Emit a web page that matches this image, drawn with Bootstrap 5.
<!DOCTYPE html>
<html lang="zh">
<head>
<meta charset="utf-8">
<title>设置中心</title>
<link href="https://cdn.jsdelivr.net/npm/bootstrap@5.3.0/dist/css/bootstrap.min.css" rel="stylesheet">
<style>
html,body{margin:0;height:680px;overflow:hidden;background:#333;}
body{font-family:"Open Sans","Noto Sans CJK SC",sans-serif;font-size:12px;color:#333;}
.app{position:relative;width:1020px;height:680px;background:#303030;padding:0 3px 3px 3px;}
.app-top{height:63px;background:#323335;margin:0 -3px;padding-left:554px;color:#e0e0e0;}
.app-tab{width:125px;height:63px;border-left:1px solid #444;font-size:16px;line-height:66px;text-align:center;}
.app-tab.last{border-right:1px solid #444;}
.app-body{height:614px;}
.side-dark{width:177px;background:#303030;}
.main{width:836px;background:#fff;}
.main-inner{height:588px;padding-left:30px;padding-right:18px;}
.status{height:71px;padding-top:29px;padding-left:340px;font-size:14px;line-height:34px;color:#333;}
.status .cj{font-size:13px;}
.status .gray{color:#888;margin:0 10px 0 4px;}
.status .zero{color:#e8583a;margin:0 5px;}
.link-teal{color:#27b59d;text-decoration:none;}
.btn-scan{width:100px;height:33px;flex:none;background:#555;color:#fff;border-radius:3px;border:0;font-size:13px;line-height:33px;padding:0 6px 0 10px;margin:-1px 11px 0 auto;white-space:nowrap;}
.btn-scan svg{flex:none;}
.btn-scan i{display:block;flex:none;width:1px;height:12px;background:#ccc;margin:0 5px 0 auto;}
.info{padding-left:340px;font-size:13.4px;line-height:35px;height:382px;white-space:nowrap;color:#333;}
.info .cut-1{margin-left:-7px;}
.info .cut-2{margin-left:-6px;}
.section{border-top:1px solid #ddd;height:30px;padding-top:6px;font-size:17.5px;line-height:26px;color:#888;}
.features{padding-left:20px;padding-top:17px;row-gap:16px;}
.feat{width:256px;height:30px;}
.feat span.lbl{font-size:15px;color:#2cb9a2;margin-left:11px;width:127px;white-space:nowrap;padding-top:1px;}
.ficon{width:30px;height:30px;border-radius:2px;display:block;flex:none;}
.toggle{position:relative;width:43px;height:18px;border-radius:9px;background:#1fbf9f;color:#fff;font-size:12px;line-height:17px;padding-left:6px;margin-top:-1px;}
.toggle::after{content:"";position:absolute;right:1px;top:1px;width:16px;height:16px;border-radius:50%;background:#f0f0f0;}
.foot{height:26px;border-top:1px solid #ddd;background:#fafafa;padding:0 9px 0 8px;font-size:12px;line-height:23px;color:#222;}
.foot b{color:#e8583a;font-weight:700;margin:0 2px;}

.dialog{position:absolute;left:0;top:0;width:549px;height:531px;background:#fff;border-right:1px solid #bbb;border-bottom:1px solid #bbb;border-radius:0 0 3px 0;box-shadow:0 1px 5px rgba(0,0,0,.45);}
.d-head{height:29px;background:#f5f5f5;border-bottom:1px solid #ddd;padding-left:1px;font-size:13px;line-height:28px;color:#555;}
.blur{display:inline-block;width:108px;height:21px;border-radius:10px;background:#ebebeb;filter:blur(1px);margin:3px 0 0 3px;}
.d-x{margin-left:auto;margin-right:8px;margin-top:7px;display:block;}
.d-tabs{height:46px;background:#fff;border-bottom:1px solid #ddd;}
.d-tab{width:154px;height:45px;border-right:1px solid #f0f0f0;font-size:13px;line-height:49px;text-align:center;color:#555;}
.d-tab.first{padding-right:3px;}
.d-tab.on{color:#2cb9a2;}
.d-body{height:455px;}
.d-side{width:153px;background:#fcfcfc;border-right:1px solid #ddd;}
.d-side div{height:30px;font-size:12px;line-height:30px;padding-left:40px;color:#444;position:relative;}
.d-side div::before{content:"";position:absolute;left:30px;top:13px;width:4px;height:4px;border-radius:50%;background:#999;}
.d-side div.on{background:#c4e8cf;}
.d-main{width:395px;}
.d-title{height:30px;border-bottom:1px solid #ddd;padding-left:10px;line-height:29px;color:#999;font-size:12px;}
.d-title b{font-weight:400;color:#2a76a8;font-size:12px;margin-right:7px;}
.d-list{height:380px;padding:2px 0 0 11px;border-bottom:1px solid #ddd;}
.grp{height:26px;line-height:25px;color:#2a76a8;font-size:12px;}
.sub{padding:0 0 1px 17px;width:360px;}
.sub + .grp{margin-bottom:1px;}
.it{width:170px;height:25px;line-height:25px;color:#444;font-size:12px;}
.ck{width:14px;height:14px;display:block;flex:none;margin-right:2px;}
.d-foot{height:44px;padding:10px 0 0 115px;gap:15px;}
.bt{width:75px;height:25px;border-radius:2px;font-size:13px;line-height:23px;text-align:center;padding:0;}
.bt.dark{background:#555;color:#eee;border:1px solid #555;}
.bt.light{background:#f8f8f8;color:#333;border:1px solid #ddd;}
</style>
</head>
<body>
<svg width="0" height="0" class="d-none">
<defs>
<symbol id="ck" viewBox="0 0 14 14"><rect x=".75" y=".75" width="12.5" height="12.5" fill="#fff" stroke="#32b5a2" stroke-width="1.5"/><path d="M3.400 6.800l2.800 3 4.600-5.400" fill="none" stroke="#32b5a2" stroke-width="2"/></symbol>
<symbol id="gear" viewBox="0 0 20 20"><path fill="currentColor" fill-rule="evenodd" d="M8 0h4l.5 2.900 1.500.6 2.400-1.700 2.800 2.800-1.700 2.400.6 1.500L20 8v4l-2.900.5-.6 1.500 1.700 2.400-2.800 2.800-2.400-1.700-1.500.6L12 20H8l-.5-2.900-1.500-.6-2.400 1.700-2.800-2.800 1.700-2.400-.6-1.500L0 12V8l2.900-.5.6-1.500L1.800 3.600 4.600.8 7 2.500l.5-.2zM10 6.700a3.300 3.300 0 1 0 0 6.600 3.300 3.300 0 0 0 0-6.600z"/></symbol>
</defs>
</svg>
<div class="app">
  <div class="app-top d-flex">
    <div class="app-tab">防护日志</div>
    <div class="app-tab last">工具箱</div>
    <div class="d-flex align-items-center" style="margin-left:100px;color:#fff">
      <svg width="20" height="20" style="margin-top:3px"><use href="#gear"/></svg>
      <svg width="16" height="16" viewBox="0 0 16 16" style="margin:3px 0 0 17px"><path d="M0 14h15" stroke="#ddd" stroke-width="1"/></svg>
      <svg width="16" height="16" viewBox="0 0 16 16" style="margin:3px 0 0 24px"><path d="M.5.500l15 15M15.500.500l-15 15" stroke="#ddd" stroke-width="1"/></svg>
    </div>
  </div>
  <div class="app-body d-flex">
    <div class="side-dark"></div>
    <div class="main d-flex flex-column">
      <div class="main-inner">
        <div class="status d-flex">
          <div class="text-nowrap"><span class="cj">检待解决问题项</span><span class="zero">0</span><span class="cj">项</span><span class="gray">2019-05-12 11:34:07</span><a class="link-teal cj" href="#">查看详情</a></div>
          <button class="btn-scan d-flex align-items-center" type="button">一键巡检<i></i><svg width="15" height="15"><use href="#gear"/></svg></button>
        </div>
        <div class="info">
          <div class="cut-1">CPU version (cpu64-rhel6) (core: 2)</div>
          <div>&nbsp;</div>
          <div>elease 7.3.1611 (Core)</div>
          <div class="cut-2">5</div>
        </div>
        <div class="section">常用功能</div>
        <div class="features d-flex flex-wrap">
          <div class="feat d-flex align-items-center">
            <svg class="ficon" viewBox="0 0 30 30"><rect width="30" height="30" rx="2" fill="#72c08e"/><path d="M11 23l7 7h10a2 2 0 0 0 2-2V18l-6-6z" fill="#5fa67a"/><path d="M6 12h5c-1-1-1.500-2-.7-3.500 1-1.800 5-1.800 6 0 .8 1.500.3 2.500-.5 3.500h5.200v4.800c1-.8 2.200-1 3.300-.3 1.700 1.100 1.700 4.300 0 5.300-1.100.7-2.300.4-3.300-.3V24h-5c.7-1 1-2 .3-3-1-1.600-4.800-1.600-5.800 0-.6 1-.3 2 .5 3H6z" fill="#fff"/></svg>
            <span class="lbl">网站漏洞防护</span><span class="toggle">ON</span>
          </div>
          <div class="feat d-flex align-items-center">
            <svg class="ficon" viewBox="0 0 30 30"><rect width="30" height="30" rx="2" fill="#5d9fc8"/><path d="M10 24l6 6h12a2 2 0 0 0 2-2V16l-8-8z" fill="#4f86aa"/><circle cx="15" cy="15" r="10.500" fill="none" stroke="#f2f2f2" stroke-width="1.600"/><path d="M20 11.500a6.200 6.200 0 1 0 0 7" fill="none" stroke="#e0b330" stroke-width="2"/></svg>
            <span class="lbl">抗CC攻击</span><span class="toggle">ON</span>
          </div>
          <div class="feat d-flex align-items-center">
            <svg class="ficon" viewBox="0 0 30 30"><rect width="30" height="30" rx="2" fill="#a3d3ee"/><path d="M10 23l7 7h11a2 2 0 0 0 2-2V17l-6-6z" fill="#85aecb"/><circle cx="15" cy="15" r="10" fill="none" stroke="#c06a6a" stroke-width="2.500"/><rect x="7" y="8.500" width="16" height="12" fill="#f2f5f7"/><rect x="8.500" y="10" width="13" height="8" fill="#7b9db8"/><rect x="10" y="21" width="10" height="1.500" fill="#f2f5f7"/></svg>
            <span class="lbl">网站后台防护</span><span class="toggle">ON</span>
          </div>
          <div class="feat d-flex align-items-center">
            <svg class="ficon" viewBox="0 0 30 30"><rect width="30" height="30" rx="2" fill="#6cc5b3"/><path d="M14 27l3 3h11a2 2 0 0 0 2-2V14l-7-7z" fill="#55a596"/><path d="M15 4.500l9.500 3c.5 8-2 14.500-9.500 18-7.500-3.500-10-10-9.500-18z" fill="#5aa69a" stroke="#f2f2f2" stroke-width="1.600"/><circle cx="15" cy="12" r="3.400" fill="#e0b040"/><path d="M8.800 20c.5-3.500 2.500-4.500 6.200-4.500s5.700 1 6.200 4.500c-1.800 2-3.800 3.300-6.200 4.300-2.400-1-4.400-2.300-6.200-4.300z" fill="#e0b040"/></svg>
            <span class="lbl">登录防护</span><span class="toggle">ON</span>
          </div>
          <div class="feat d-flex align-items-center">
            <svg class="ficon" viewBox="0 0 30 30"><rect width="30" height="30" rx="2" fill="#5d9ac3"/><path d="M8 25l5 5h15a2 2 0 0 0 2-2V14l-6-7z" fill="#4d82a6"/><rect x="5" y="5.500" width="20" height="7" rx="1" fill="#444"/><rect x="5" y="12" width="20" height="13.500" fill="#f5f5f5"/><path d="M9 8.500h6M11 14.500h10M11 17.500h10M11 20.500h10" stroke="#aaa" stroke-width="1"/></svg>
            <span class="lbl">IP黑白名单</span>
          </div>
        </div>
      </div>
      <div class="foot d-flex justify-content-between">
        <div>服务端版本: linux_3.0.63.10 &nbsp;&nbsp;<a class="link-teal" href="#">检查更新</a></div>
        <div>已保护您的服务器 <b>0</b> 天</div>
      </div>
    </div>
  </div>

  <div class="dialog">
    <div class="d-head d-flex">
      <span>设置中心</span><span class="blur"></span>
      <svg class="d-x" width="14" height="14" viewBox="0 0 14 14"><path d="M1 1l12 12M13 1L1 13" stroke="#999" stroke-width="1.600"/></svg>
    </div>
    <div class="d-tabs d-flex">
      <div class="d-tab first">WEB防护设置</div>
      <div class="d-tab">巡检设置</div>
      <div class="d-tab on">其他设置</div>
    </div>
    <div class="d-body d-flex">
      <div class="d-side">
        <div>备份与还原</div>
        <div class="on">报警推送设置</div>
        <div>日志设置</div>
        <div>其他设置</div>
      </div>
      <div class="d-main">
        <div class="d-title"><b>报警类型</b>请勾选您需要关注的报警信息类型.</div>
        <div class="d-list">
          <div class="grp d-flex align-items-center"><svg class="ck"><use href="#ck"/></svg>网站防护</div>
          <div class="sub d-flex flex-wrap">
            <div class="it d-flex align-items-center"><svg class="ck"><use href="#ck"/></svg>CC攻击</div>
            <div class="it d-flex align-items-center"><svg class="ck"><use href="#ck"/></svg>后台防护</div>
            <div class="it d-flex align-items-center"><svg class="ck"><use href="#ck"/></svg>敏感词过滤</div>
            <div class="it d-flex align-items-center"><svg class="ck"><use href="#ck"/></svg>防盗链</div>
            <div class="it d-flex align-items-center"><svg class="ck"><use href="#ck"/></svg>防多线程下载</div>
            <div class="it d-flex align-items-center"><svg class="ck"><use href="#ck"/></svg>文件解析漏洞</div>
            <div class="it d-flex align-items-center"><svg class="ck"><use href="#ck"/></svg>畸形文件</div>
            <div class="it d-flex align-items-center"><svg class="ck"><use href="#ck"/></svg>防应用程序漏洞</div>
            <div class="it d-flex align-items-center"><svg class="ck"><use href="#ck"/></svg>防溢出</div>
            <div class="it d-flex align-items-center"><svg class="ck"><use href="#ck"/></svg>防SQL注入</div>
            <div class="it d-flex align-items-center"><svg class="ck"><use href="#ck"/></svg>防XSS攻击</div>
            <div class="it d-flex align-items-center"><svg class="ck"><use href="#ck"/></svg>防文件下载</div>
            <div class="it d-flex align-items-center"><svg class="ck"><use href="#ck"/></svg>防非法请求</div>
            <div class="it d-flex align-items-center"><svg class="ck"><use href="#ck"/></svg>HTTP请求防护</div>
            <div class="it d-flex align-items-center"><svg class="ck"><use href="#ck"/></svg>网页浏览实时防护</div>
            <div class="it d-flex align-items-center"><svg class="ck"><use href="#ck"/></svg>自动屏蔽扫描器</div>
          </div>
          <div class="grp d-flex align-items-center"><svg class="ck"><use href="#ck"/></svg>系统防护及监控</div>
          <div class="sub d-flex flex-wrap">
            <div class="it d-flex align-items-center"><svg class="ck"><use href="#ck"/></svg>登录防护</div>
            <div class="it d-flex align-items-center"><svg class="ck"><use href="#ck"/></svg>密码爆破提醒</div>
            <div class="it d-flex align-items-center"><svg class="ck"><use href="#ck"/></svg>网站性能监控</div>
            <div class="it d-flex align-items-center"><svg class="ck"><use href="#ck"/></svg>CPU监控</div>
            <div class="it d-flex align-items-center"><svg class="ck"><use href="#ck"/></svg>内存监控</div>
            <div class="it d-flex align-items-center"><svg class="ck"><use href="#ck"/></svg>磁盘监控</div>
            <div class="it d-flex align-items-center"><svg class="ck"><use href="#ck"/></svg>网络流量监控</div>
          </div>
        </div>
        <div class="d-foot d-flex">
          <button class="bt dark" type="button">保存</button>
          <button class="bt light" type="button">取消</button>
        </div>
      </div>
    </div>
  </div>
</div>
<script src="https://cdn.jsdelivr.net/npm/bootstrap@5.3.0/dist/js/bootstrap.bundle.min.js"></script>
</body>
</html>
---
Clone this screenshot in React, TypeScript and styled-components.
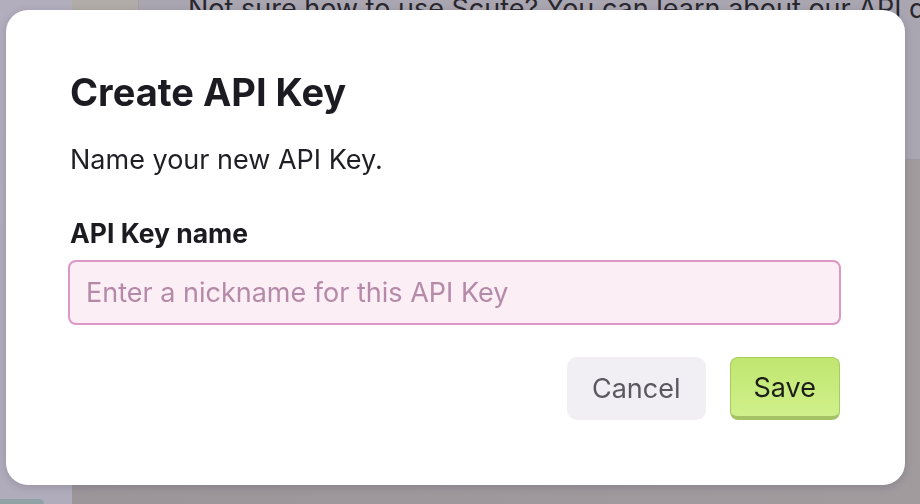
* * *
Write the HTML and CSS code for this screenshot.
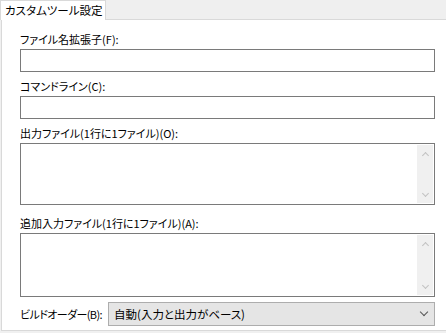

Exercise goal:
Find the lines containing "screenshot" and pull them out.

Full output:
Clone this screenshot in React, TypeScript and styled-components.
Write the HTML and CSS code for this screenshot.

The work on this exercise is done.